**Recorded data:**

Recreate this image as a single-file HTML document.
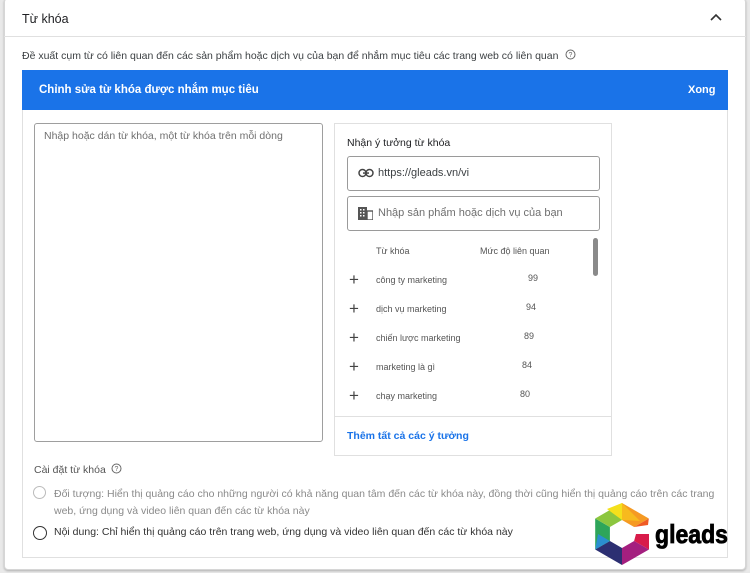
<!DOCTYPE html>
<html><head><meta charset="utf-8"><style>
*{box-sizing:border-box;margin:0;padding:0}
body{width:750px;height:573px;background:#e9e9e9;font-family:"Liberation Sans","Noto Sans CJK SC",sans-serif;position:relative;overflow:hidden;color:#3c4043}
.card{position:absolute;left:4px;top:-2px;width:742px;height:572px;background:#fff;border:1px solid #d6d6d6;border-radius:4px;box-shadow:0 1px 2px rgba(0,0,0,.25)}
.abs{position:absolute}
.hdr{left:22px;top:12px;font-size:12.5px;color:#202124}
.sep{left:4px;top:36px;width:742px;height:1px;background:#e0e0e0}
.desc{left:22px;top:49px;font-size:10.5px;color:#3c4043}
.inner{left:22px;top:70px;width:706px;height:488px;border:1px solid #e0e0e0;border-top:none}
.blue{left:22px;top:70px;width:706px;height:40px;background:#1a73e8;color:#fff;font-weight:bold;font-size:11.5px}
.ta{left:34px;top:123px;width:289px;height:319px;border:1px solid #9e9e9e;border-radius:3px;font-size:10.5px;color:#6f6f6f;padding:6px 9px}
.rp{left:334px;top:123px;width:278px;height:333px;border:1px solid #e0e0e0}
.inp{position:absolute;left:12px;width:253px;height:35px;border:1px solid #9a9a9a;border-radius:3px;font-size:11px;padding:10px 0 0 30px}
.row{position:absolute;left:0;font-size:9px;color:#555}
.plus{position:absolute;left:14px;font-size:17px;color:#444;line-height:10px}
</style></head><body>
<div class="card"></div>
<div class="abs hdr">Từ khóa</div>
<svg class="abs" style="left:709px;top:12px" width="14" height="10"><path d="M2 8 L7 3 L12 8" fill="none" stroke="#333" stroke-width="1.6"/></svg>
<div class="abs sep"></div>
<div class="abs desc">Đề xuất cụm từ có liên quan đến các sản phẩm hoặc dịch vụ của bạn để nhắm mục tiêu các trang web có liên quan
<svg width="11" height="11" style="vertical-align:-1px;margin-left:4px"><circle cx="5.5" cy="5.5" r="4.5" fill="none" stroke="#666" stroke-width="1"/><text x="5.5" y="8" font-size="7" text-anchor="middle" fill="#666" font-family="Liberation Sans">?</text></svg></div>
<div class="abs inner"></div>
<div class="abs blue"><span style="position:absolute;left:17px;top:14px">Chỉnh sửa từ khóa được nhắm mục tiêu</span><span style="position:absolute;left:666px;top:14px;font-size:11px">Xong</span></div>
<div class="abs ta">Nhập hoặc dán từ khóa, một từ khóa trên mỗi dòng</div>
<div class="abs rp">
 <div style="position:absolute;left:12px;top:13px;font-size:10.5px;color:#202124">Nhận ý tưởng từ khóa</div>
 <div class="inp" style="top:32px;color:#3c4043">https://gleads.vn/vi
  <svg style="position:absolute;left:10px;top:11px" width="16" height="10"><rect x="1" y="1.5" width="7" height="7" rx="3.5" fill="none" stroke="#444" stroke-width="1.5"/><rect x="8" y="1.5" width="7" height="7" rx="3.5" fill="none" stroke="#444" stroke-width="1.5"/><rect x="5" y="4.3" width="6" height="1.5" fill="#444"/></svg></div>
 <div class="inp" style="top:72px;color:#6f6f6f">Nhập sản phẩm hoặc dịch vụ của bạn
  <svg style="position:absolute;left:10px;top:10px" width="15" height="13"><rect x="0" y="0" width="9" height="13" fill="#555"/><rect x="9" y="4" width="6" height="9" fill="none" stroke="#555" stroke-width="1.4"/><g fill="#fff"><rect x="2" y="2" width="1.5" height="1.5"/><rect x="5" y="2" width="1.5" height="1.5"/><rect x="2" y="5" width="1.5" height="1.5"/><rect x="5" y="5" width="1.5" height="1.5"/><rect x="2" y="8" width="1.5" height="1.5"/><rect x="5" y="8" width="1.5" height="1.5"/></g></svg></div>
 <div class="row" style="top:122px;left:41px">Từ khóa</div>
 <div class="row" style="top:122px;left:145px">Mức độ liên quan</div>
 <div style="position:absolute;left:258px;top:114px;width:5px;height:38px;border-radius:3px;background:#8a8a8a"></div>
 <div class="plus" style="top:151px">+</div><div class="row" style="top:151px;left:41px">công ty marketing</div><div class="row" style="top:149px;left:193px">99</div>
 <div class="plus" style="top:180px">+</div><div class="row" style="top:180px;left:41px">dịch vụ marketing</div><div class="row" style="top:178px;left:191px">94</div>
 <div class="plus" style="top:209px">+</div><div class="row" style="top:209px;left:41px">chiến lược marketing</div><div class="row" style="top:207px;left:189px">89</div>
 <div class="plus" style="top:238px">+</div><div class="row" style="top:238px;left:41px">marketing là gì</div><div class="row" style="top:236px;left:187px">84</div>
 <div class="plus" style="top:267px">+</div><div class="row" style="top:267px;left:41px">chạy marketing</div><div class="row" style="top:265px;left:185px">80</div>
 <div style="position:absolute;left:0;top:292px;width:276px;height:1px;background:#e0e0e0"></div>
 <div style="position:absolute;left:12px;top:306px;font-size:10.5px;color:#1a73e8;font-weight:bold">Thêm tất cả các ý tưởng</div>
</div>
<div class="abs" style="left:34px;top:463px;font-size:10.5px;color:#555">Cài đặt từ khóa <svg width="11" height="11" style="vertical-align:-1px;margin-left:2px"><circle cx="5.5" cy="5.5" r="4.5" fill="none" stroke="#666"/><text x="5.5" y="8" font-size="7" text-anchor="middle" fill="#666" font-family="Liberation Sans">?</text></svg></div>
<div class="abs" style="left:33px;top:486px;width:13px;height:13px;border:1.5px solid #bbb;border-radius:50%"></div>
<div class="abs" style="left:54px;top:486px;width:672px;font-size:10.5px;line-height:17px;color:#8a8a8a">Đối tượng: Hiển thị quảng cáo cho những người có khả năng quan tâm đến các từ khóa này, đồng thời cũng hiển thị quảng cáo trên các trang web, ứng dụng và video liên quan đến các từ khóa này</div>
<div class="abs" style="left:33px;top:526px;width:14px;height:14px;border:1.8px solid #333;border-radius:50%"></div>
<div class="abs" style="left:54px;top:526px;font-size:10.5px;color:#333">Nội dung: Chỉ hiển thị quảng cáo trên trang web, ứng dụng và video liên quan đến các từ khóa này</div>
<svg class="abs" style="left:0;top:0" width="750" height="573">
<polygon points="622,503 648.8,518.5 634.1,527 622,520" fill="#f59a23"/>
<polygon points="622,503 622,520 640,521" fill="#f7c21d" opacity=".8"/>
<polygon points="648.8,518.5 634.1,527 648,525" fill="#ef5a24"/>
<polygon points="636,534 649,534 649,549.5 634.1,541" fill="#d81b4a"/>
<polygon points="649,549.5 622,565 622,548 634.1,541" fill="#a41f7f"/>
<polygon points="622,565 595.2,549.5 609.9,541 622,548" fill="#2c2f72"/>
<polygon points="595.2,549.5 595.2,518.5 609.9,527 609.9,541" fill="#2ea55a"/>
<polygon points="595.2,549.5 609.9,541 598,534" fill="#2a8fd0"/>
<polygon points="595.2,518.5 622,503 622,520 609.9,527" fill="#8cc63f"/>
<polygon points="607,509 622,503 622,520" fill="#f4e01c"/>
<text x="655" y="543" font-family="Liberation Sans" font-weight="bold" font-size="26" fill="#000" textLength="73" lengthAdjust="spacingAndGlyphs" stroke="#000" stroke-width="0.8">gleads</text>
</svg>
</body></html>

**What is asked:**
Your copy of the data above should match it exactly, except that pictures are left out.

**Problem solution:**
Recreate this image as a single-file HTML document.
<!DOCTYPE html>
<html><head><meta charset="utf-8"><style>
*{box-sizing:border-box;margin:0;padding:0}
body{width:750px;height:573px;background:#e9e9e9;font-family:"Liberation Sans","Noto Sans CJK SC",sans-serif;position:relative;overflow:hidden;color:#3c4043}
.card{position:absolute;left:4px;top:-2px;width:742px;height:572px;background:#fff;border:1px solid #d6d6d6;border-radius:4px;box-shadow:0 1px 2px rgba(0,0,0,.25)}
.abs{position:absolute}
.hdr{left:22px;top:12px;font-size:12.5px;color:#202124}
.sep{left:4px;top:36px;width:742px;height:1px;background:#e0e0e0}
.desc{left:22px;top:49px;font-size:10.5px;color:#3c4043}
.inner{left:22px;top:70px;width:706px;height:488px;border:1px solid #e0e0e0;border-top:none}
.blue{left:22px;top:70px;width:706px;height:40px;background:#1a73e8;color:#fff;font-weight:bold;font-size:11.5px}
.ta{left:34px;top:123px;width:289px;height:319px;border:1px solid #9e9e9e;border-radius:3px;font-size:10.5px;color:#6f6f6f;padding:6px 9px}
.rp{left:334px;top:123px;width:278px;height:333px;border:1px solid #e0e0e0}
.inp{position:absolute;left:12px;width:253px;height:35px;border:1px solid #9a9a9a;border-radius:3px;font-size:11px;padding:10px 0 0 30px}
.row{position:absolute;left:0;font-size:9px;color:#555}
.plus{position:absolute;left:14px;font-size:17px;color:#444;line-height:10px}
</style></head><body>
<div class="card"></div>
<div class="abs hdr">Từ khóa</div>
<svg class="abs" style="left:709px;top:12px" width="14" height="10"><path d="M2 8 L7 3 L12 8" fill="none" stroke="#333" stroke-width="1.6"/></svg>
<div class="abs sep"></div>
<div class="abs desc">Đề xuất cụm từ có liên quan đến các sản phẩm hoặc dịch vụ của bạn để nhắm mục tiêu các trang web có liên quan
<svg width="11" height="11" style="vertical-align:-1px;margin-left:4px"><circle cx="5.5" cy="5.5" r="4.5" fill="none" stroke="#666" stroke-width="1"/><text x="5.5" y="8" font-size="7" text-anchor="middle" fill="#666" font-family="Liberation Sans">?</text></svg></div>
<div class="abs inner"></div>
<div class="abs blue"><span style="position:absolute;left:17px;top:14px">Chỉnh sửa từ khóa được nhắm mục tiêu</span><span style="position:absolute;left:666px;top:14px;font-size:11px">Xong</span></div>
<div class="abs ta">Nhập hoặc dán từ khóa, một từ khóa trên mỗi dòng</div>
<div class="abs rp">
 <div style="position:absolute;left:12px;top:13px;font-size:10.5px;color:#202124">Nhận ý tưởng từ khóa</div>
 <div class="inp" style="top:32px;color:#3c4043">https://gleads.vn/vi
  <svg style="position:absolute;left:10px;top:11px" width="16" height="10"><rect x="1" y="1.5" width="7" height="7" rx="3.5" fill="none" stroke="#444" stroke-width="1.5"/><rect x="8" y="1.5" width="7" height="7" rx="3.5" fill="none" stroke="#444" stroke-width="1.5"/><rect x="5" y="4.3" width="6" height="1.5" fill="#444"/></svg></div>
 <div class="inp" style="top:72px;color:#6f6f6f">Nhập sản phẩm hoặc dịch vụ của bạn
  <svg style="position:absolute;left:10px;top:10px" width="15" height="13"><rect x="0" y="0" width="9" height="13" fill="#555"/><rect x="9" y="4" width="6" height="9" fill="none" stroke="#555" stroke-width="1.4"/><g fill="#fff"><rect x="2" y="2" width="1.5" height="1.5"/><rect x="5" y="2" width="1.5" height="1.5"/><rect x="2" y="5" width="1.5" height="1.5"/><rect x="5" y="5" width="1.5" height="1.5"/><rect x="2" y="8" width="1.5" height="1.5"/><rect x="5" y="8" width="1.5" height="1.5"/></g></svg></div>
 <div class="row" style="top:122px;left:41px">Từ khóa</div>
 <div class="row" style="top:122px;left:145px">Mức độ liên quan</div>
 <div style="position:absolute;left:258px;top:114px;width:5px;height:38px;border-radius:3px;background:#8a8a8a"></div>
 <div class="plus" style="top:151px">+</div><div class="row" style="top:151px;left:41px">công ty marketing</div><div class="row" style="top:149px;left:193px">99</div>
 <div class="plus" style="top:180px">+</div><div class="row" style="top:180px;left:41px">dịch vụ marketing</div><div class="row" style="top:178px;left:191px">94</div>
 <div class="plus" style="top:209px">+</div><div class="row" style="top:209px;left:41px">chiến lược marketing</div><div class="row" style="top:207px;left:189px">89</div>
 <div class="plus" style="top:238px">+</div><div class="row" style="top:238px;left:41px">marketing là gì</div><div class="row" style="top:236px;left:187px">84</div>
 <div class="plus" style="top:267px">+</div><div class="row" style="top:267px;left:41px">chạy marketing</div><div class="row" style="top:265px;left:185px">80</div>
 <div style="position:absolute;left:0;top:292px;width:276px;height:1px;background:#e0e0e0"></div>
 <div style="position:absolute;left:12px;top:306px;font-size:10.5px;color:#1a73e8;font-weight:bold">Thêm tất cả các ý tưởng</div>
</div>
<div class="abs" style="left:34px;top:463px;font-size:10.5px;color:#555">Cài đặt từ khóa <svg width="11" height="11" style="vertical-align:-1px;margin-left:2px"><circle cx="5.5" cy="5.5" r="4.5" fill="none" stroke="#666"/><text x="5.5" y="8" font-size="7" text-anchor="middle" fill="#666" font-family="Liberation Sans">?</text></svg></div>
<div class="abs" style="left:33px;top:486px;width:13px;height:13px;border:1.5px solid #bbb;border-radius:50%"></div>
<div class="abs" style="left:54px;top:486px;width:672px;font-size:10.5px;line-height:17px;color:#8a8a8a">Đối tượng: Hiển thị quảng cáo cho những người có khả năng quan tâm đến các từ khóa này, đồng thời cũng hiển thị quảng cáo trên các trang web, ứng dụng và video liên quan đến các từ khóa này</div>
<div class="abs" style="left:33px;top:526px;width:14px;height:14px;border:1.8px solid #333;border-radius:50%"></div>
<div class="abs" style="left:54px;top:526px;font-size:10.5px;color:#333">Nội dung: Chỉ hiển thị quảng cáo trên trang web, ứng dụng và video liên quan đến các từ khóa này</div>
<svg class="abs" style="left:0;top:0" width="750" height="573">
<polygon points="622,503 648.8,518.5 634.1,527 622,520" fill="#f59a23"/>
<polygon points="622,503 622,520 640,521" fill="#f7c21d" opacity=".8"/>
<polygon points="648.8,518.5 634.1,527 648,525" fill="#ef5a24"/>
<polygon points="636,534 649,534 649,549.5 634.1,541" fill="#d81b4a"/>
<polygon points="649,549.5 622,565 622,548 634.1,541" fill="#a41f7f"/>
<polygon points="622,565 595.2,549.5 609.9,541 622,548" fill="#2c2f72"/>
<polygon points="595.2,549.5 595.2,518.5 609.9,527 609.9,541" fill="#2ea55a"/>
<polygon points="595.2,549.5 609.9,541 598,534" fill="#2a8fd0"/>
<polygon points="595.2,518.5 622,503 622,520 609.9,527" fill="#8cc63f"/>
<polygon points="607,509 622,503 622,520" fill="#f4e01c"/>
<text x="655" y="543" font-family="Liberation Sans" font-weight="bold" font-size="26" fill="#000" textLength="73" lengthAdjust="spacingAndGlyphs" stroke="#000" stroke-width="0.8">gleads</text>
</svg>
</body></html>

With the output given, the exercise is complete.